In an interview Tuesday afternoon, McGowan said Clarke was to be spraying the entire municipality of Roscoe at dusk, as mosquitoes are most active between dusk and dawn.

McGowan said Clarke trucks go up and down residential streets dispensing a fine mist of spray. The mist contains an extremely small amount of an active ingredient that interacts with a mosquito's biology. For example, McGowan said a tablespoon of the active ingredient would treat a space the size of a football field.

In the case of Roscoe, McGowan said the entire municipality will be sprayed.

All insecticides used have been approved for use and are regulated by the Environmental Protection Agency, the village press release stated.

McGowan said Clarke also does spraying for Machesney Park and Loves Park, which bodes well for Winnebago County.

"It works well for everyone. Mosquitos aren't concerned with city barriers," Clarke said.

Although floodwater mosquitoes are aggressive biters, West Nile virus is transmitted primarily by the culex mosquito which prefers drier and hotter climates. This year the culex mosquito population is down due to the wet weather.
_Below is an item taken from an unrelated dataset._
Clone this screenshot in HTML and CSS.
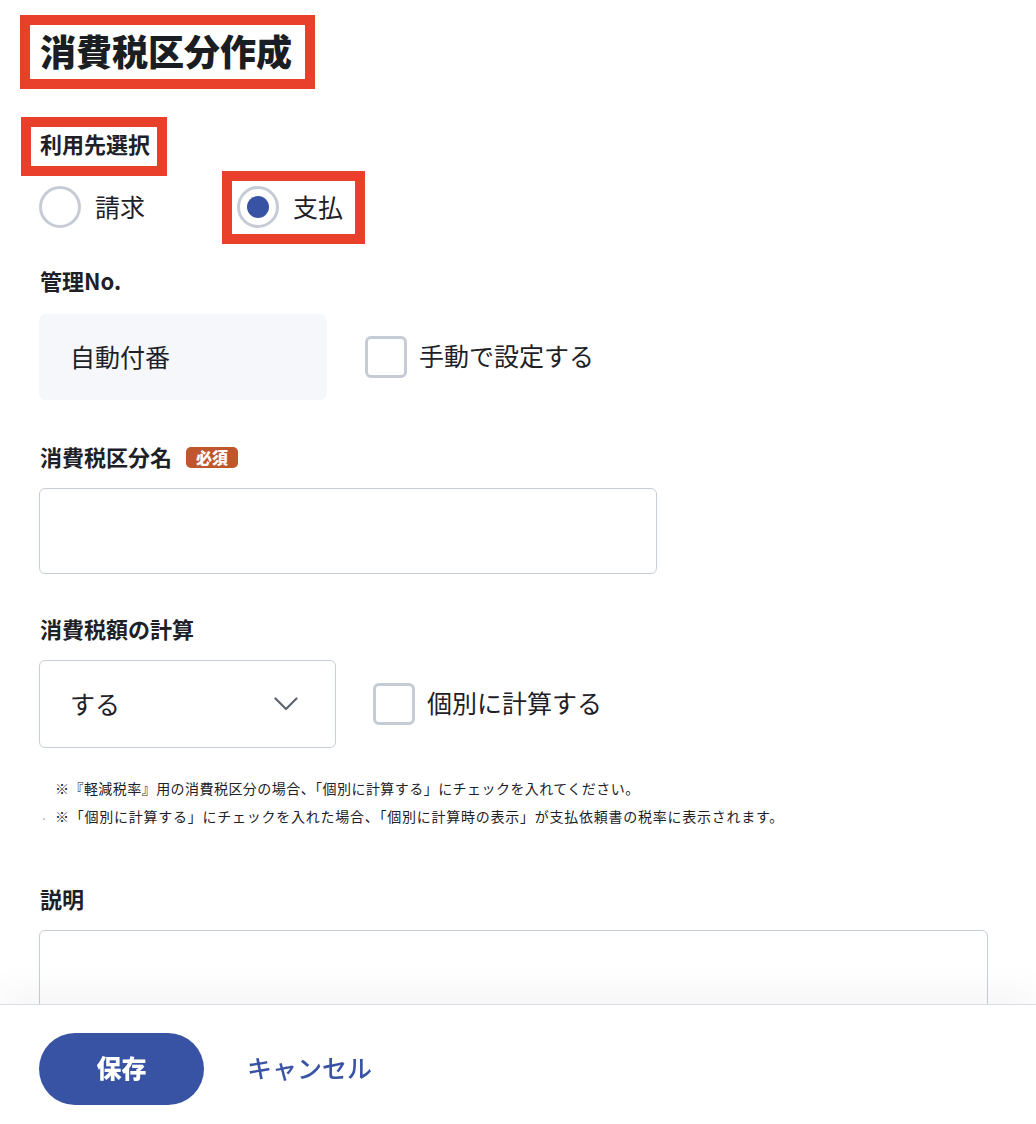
FILE: index.html
```html
<!DOCTYPE html>
<html lang="ja">
<head>
<meta charset="utf-8">
<title>消費税区分作成</title>
<link rel="stylesheet" href="styles.css">
</head>
<body>
<main class="page">
  <h1 class="title hl">消費税区分作成</h1>

  <section class="field field-usage">
    <div class="label hl label-usage">利用先選択</div>
    <div class="radio-row">
      <label class="radio">
        <span class="radio-circle"></span>
        <span class="radio-text">請求</span>
      </label>
      <label class="radio hl">
        <span class="radio-circle checked"></span>
        <span class="radio-text">支払</span>
      </label>
    </div>
  </section>

  <section class="field field-no">
    <div class="label">管理No.</div>
    <div class="row">
      <div class="auto-box"><span class="auto-text">自動付番</span></div>
      <label class="check">
        <span class="check-box"></span>
        <span class="check-text">手動で設定する</span>
      </label>
    </div>
  </section>

  <section class="field field-name">
    <div class="label">消費税区分名<span class="badge">必須</span></div>
    <div class="input"></div>
  </section>

  <section class="field field-calc">
    <div class="label">消費税額の計算</div>
    <div class="row">
      <div class="select">
        <span class="select-text">する</span>
        <svg class="chevron" width="24" height="14" viewBox="0 0 24 14"><path d="M1.5 1.5 L12 12 L22.5 1.5" fill="none" stroke="#5d6570" stroke-width="2.2" stroke-linecap="round" stroke-linejoin="round"/></svg>
      </div>
      <label class="check check-calc">
        <span class="check-box"></span>
        <span class="check-text">個別に計算する</span>
      </label>
    </div>
    <ul class="notes">
      <li class="note-1">※『軽減税率』用の消費税区分の場合、「個別に計算する」にチェックを入れてください。</li>
      <li class="note-2 dot">※「個別に計算する」にチェックを入れた場合、「個別に計算時の表示」が支払依頼書の税率に表示されます。</li>
    </ul>
  </section>

  <section class="field field-desc">
    <div class="label">説明</div>
    <div class="textarea"></div>
  </section>
</main>

<footer class="footer">
  <button class="btn-save">保存</button>
  <button class="btn-cancel">キャンセル</button>
</footer>
</body>
</html>
```

FILE: styles.css
```css
* { box-sizing: border-box; }

html, body {
  margin: 0;
  padding: 0;
  background: #ffffff;
  color: #1d2127;
  font-family: "Noto Sans CJK JP", "Noto Sans", sans-serif;
}

.page {
  padding: 25px 0 0 39px;
}

.hl {
  outline: 10px solid #e8402a;
}

.title {
  display: inline-block;
  margin: 0 0 0 -9px;
  padding: 0 13px 4px 10px;
  height: 54px;
  line-height: 50px;
  font-size: 36px;
  font-weight: 900;
  color: #1a1d21;
}

.field { display: block; }

.label {
  font-size: 22px;
  font-weight: 700;
  line-height: 24px;
  height: 30px;
  padding-left: 1px;
  display: flex;
  align-items: flex-start;
  color: #1d2127;
}

.field-usage { margin-top: 48px; }

.label-usage {
  display: inline-block;
  margin-left: -8px;
  padding: 0 7px 6px 9px;
  height: 39px;
  line-height: 33px;
}

.radio-row {
  display: flex;
  gap: 75px;
  margin: 15px 0 0 -5px;
}

.radio {
  display: inline-flex;
  align-items: center;
  gap: 14px;
  padding: 5px 12px 6px 5px;
}

.radio-circle {
  width: 42px;
  height: 42px;
  border-radius: 50%;
  border: 3px solid #c6ccd5;
  background: #fff;
  display: flex;
  align-items: center;
  justify-content: center;
}

.radio-circle.checked::after {
  content: "";
  width: 22px;
  height: 22px;
  border-radius: 50%;
  background: #3953a4;
}

.radio-text {
  font-size: 25px;
  line-height: 40px;
  padding-bottom: 2px;
}

.field-no { margin-top: 34px; }

.row {
  display: flex;
  align-items: center;
}

.field-no .row { margin-top: 16px; }

.auto-box {
  width: 288px;
  height: 86px;
  background: #f5f7fa;
  border-radius: 7px;
  padding-left: 31px;
  display: flex;
  align-items: center;
  font-size: 25px;
}

.auto-text { padding-bottom: 3px; }

.check {
  display: inline-flex;
  align-items: center;
  gap: 12px;
  margin-left: 38px;
}

.check-calc { margin-left: 37px; }

.check-box {
  width: 42px;
  height: 42px;
  border: 3px solid #c6ccd5;
  border-radius: 6px;
  background: #fff;
}

.check-text {
  font-size: 25px;
  line-height: 38px;
  padding-bottom: 4px;
}

.field-name { margin-top: 44px; }

.badge {
  display: inline-block;
  margin: 3px 0 0 14px;
  width: 52px;
  height: 21px;
  line-height: 20px;
  border-radius: 5px;
  background: #c0562c;
  color: #fff;
  font-size: 16px;
  font-weight: 900;
  text-align: center;
}

.input {
  margin-top: 14px;
  width: 618px;
  height: 86px;
  border: 1px solid #c8ced7;
  border-radius: 6px;
  background: #fff;
}

.field-calc { margin-top: 42px; }

.field-calc .row { margin-top: 14px; }

.select {
  width: 297px;
  height: 88px;
  border: 1px solid #c8ced7;
  border-radius: 6px;
  background: #fff;
  display: flex;
  align-items: center;
  justify-content: space-between;
  padding: 0 37px 0 30px;
}

.select-text { font-size: 25px; padding-bottom: 3px; }

.chevron { display: block; margin-top: 0; }

.notes {
  list-style: none;
  margin: 26px 0 0 0;
  padding: 0 0 0 16px;
}

.notes li {
  font-size: 14px;
  line-height: 28px;
  color: #1d2127;
  position: relative;
}

.note-1 { letter-spacing: 0.45px; }
.note-2 { letter-spacing: 0.75px; }

.notes li.dot::before {
  content: "";
  position: absolute;
  left: -12px;
  top: 16px;
  width: 2px;
  height: 2px;
  background: #b5b9bf;
  border-radius: 50%;
}

.field-desc { margin-top: 56px; }

.textarea {
  margin-top: 14px;
  width: 949px;
  height: 160px;
  border: 1px solid #c8ced7;
  border-radius: 6px;
  background: #fff;
}

.footer {
  position: fixed;
  left: 0;
  right: 0;
  bottom: 0;
  height: 120px;
  background: #fff;
  border-top: 1px solid #d9dde3;
  box-shadow: 0 -18px 30px rgba(30, 40, 60, 0.035);
  display: flex;
  align-items: flex-start;
  padding: 28px 0 0 39px;
  gap: 43px;
}

.btn-save {
  width: 165px;
  height: 72px;
  border: none;
  border-radius: 36px;
  background: #3953a4;
  color: #fff;
  font-family: inherit;
  font-size: 25px;
  font-weight: 900;
  padding: 0 0 4px;
  cursor: pointer;
}

.btn-cancel {
  height: 72px;
  border: none;
  background: transparent;
  color: #3953a4;
  font-family: inherit;
  font-size: 25px;
  font-weight: 500;
  padding: 0 0 4px;
  cursor: pointer;
}
```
The current risk level for West Nile virus for Winnebago County is 1, or "low." Although weather conditions are favorable for the emergence of the culex species of mosquito, no mosquitoes infected with West Nile virus have been detected in Winnebago County this year, according to the Winnebago County Health Department at http://www.wchd.org.

Rock County Public Health Environmental Health Director Rich Wietersen said there are more floodwater mosquitoes in Rock County this year due to heavy rains, along with less culex mosquitoes which may carry West Nile virus.

"West Nile virus is down this year because of less culex mosquitoes. Last week was the first case detection of West Nile virus in Milwaukee County," Wietersen said.

Wietersen suspects more culex mosquitoes will be on the way if there is warmer and drier weather.

The Rock County Health Department tracks West Nile virus through the reporting of dead birds, specifically crows and blue jays. If anyone finds those birds and they are in good condition they can call the hotline 800-433-1610 for the bird to be tested.

Wietersen said surveillance is important.

"For the past several years we've had positive cases of West Nile virus in the avian community in Rock County. Last year Rock County had one human case of West Nile virus that was confirmed," he said.

Wietersen encourages people to use insect repellents and avoid being outside during dusk and dawn. One of the best ways to ward of culex mosquitoes is to remove any stagnant water from one's property.